Friday, December 22, 2006

Salt



In an early post, I had referred to Mahatma Gandhi’s Dandi March (1930). The great Salt March is an event that shook the British Empire. On the 5th of April 1930, Gandhi wrote in a message:

“I want world sympathy in this battle of Right against might."

I remembered these words this morning, as I concluded my discussion with Eeva Puumala, a student of international relations from Finland. She is in Calcutta, trying to understand the life of migrant workers in the city.

Gandhi’s words would be an apt description for what I have been doing over the last few days. I have been communicating with, meeting, talking to and showing around several visitors to my city (foreign as well as Indian). Some of them also came in contact with me through this blog.

Remembering Mahatma Gandhi’s salt march, also brought to mind the words of Jesus Christ, from the Sermon on the Mount:

"Ye are the salt of the earth: but if the salt have lost his savour, wherewith shall it be salted? It is thenceforth good for nothing, but to be cast out, and to be trodden under foot of men."

In my personal long march against the might of deeply entrenched social and institutional apathy, which I began exactly 10 years ago, I suppose I have been trying to find “my salt”, and also my “community of salt”. In India, there is also a conception of honour and loyalty which is associated with “salt”: to be true to one whose salt one has eaten. So I have also implicitly been trying to be true to the labouring poor of my city.

I briefly saw some images on tv at the time of the carnage in Rwanda in 1994. The world is aware of that. I would like to think something like that will never happen again, that the international community will ensure that. But what you see in Calcutta – is not as dramatic, or sudden. Here there is an ongoing, relentless process of systemic consignment of hundreds of thousands of people, to a life of acute hardship, misery, deprivation. Thousands of poor infants and women die needlessly. So Calcutta is like another kind of Rwanda, one where something terrible happens imperceptibly, as part of normal daily life.
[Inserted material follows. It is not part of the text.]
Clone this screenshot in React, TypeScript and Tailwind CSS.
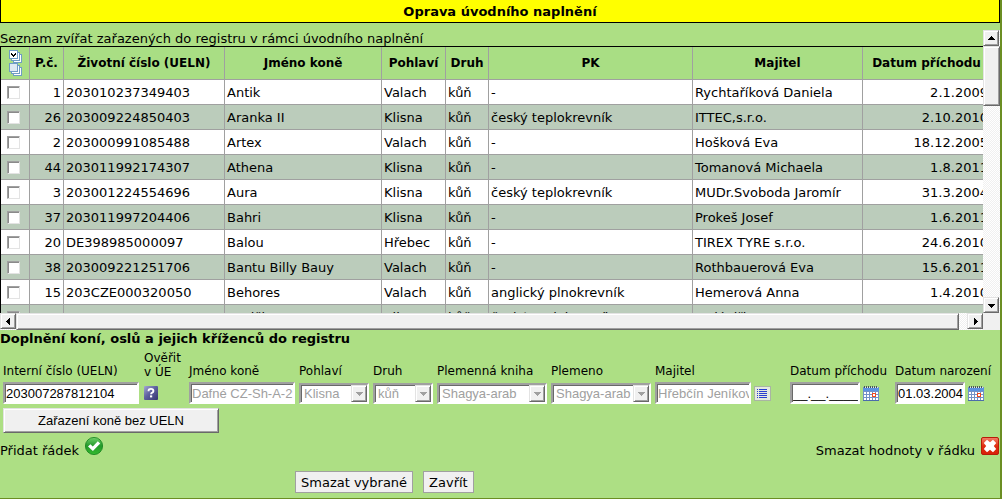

And even as the horrific tragedy happens, life goes on, for people in Calcutta and everywhere else in the world.

What I see around me in Calcutta – makes me want to scream, an act of earth-shattering, as well as self-annihilation. I have seen Edvard Munch’s painting, “The Scream”, at the Munch Museum in Oslo (before it was stolen). I can understand and identify with Munch’s image.



Meeting Eeva, reminded me of another visitor to Calcutta, last year: Fritzi, from Germany. Accompanying a post in this blog on Mike Davis' article "Planet of Slums", I had put up an image of Fritzi with a family in Priya Manna Basti, Howrah, bearing a caption taken from Davis' question:

"Can disincorporated labour be reincorporated in a global emancipatory project?"

2 comments:

Anonymous said...

The process of annhiliation in Rwanda was accelerated and spontaneous. It was driven by active forces. In Calcutta and elsewhere, the process that decimates the powerless is slow and methodical. It is predictable; this may make it more of a "crime".

Who is the criminal? He is a member of the group that is not powerless, in other words, everybody else. The decimation of the powerless is attained by a process. The process is driven by passive forces. When I turn on my car's air conditioner and drive quickly past a homeless family, I am passively accepting the genocide of the powerless. It would have been the same for me to revel in an opera by Wagner during 1940 Germany, while people outside wore emblems on their shirts. In our age there are different emblems.

The New Man would change the world if he could. He would walk among the powerless and give them some power. He would concede some of his power.

I cannot make myself into the New Man by myself. I am selfish by nature and emmersed in the work and pleasures of my life. Despite my thinking I await the formation of a greater consciousness, arising from somewhere outside of myself that will create mass conversion among the powerful. I do not know whether this consciousness would involve us on a voluntary basis. It may involve something violent, like a revolution. These things we cannot predict. What we can predict though is that the poor will be very angry as soon as they become educated about their condition.

Anonymous said...

Dear brother James

Thanks so much for articulating so precisely exactly what we are faced with here.

The New Man would like to change the world. But he is not permitted to. So its only the wrath and fury of the "wretched of the earth" that may bring change, if at all.